Clearly, Christian scientists love science. But they do not seek meaning, fulfillment, or ultimate hope in science (if they did, they would not be Christians!). They know that God alone offers knowable Truth (John 14:6). Though reliable and powerful in its own right, science is constantly changing. Meanwhile, no matter how much is discovered about the universe, God’s Word will never change.
Scientists who limit themselves to the physical world (materialists) are drastically limited in what they can know about reality. Because based on the scientific method alone, no one can truly know anything about reality! Science may be able to fly us to the moon, but it can’t answer life’s spiritual or metaphysical questions. Christians, meanwhile, cannot know with scientific certainty that the gospel and resurrection are true. But thankfully, God calls us to have faith (2 Corinthians 5:7, Hebrews 11:1-3, Mark 11:22), not certainty, which is a small price to pay for eternal spiritual fulfillment.
So, in the end, the scientific method is a necessary fallacy.
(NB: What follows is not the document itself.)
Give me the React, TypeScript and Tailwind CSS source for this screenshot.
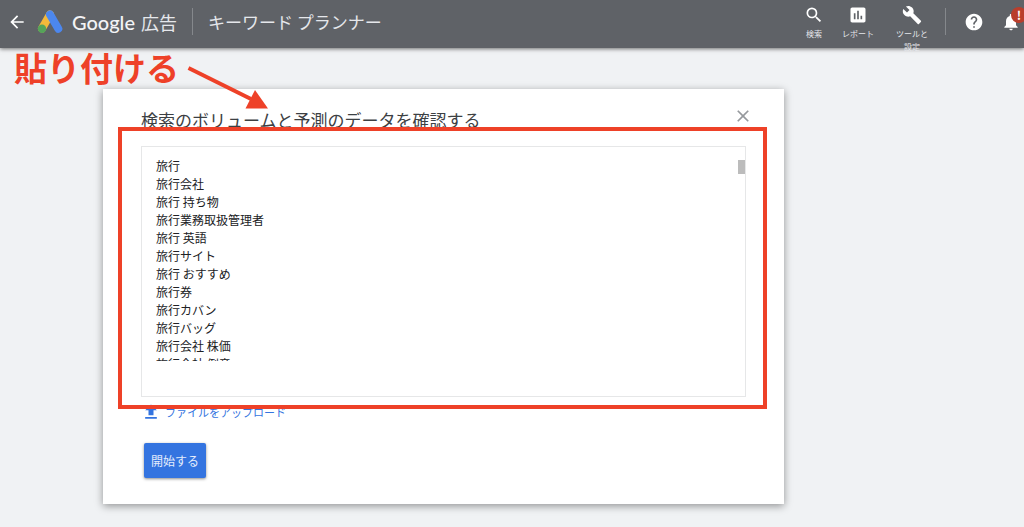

It allows us to use science as a tool to study God’s creation, but it cannot function as a substitute for God Himself. Contrary to what some scientists insist, the answers to life’s biggest questions are not scientifically demonstrable, since the logical structure of the scientific method is, technically, fallacious. This does not mean science or the scientific method must be abandoned or modified, but it does mean that ultimate Truth can only be found elsewhere (John 8:31-32, 16:13). The scope of science is forever limited by the laws of logic.
So—the question must be asked—why don’t they teach logic in these schools?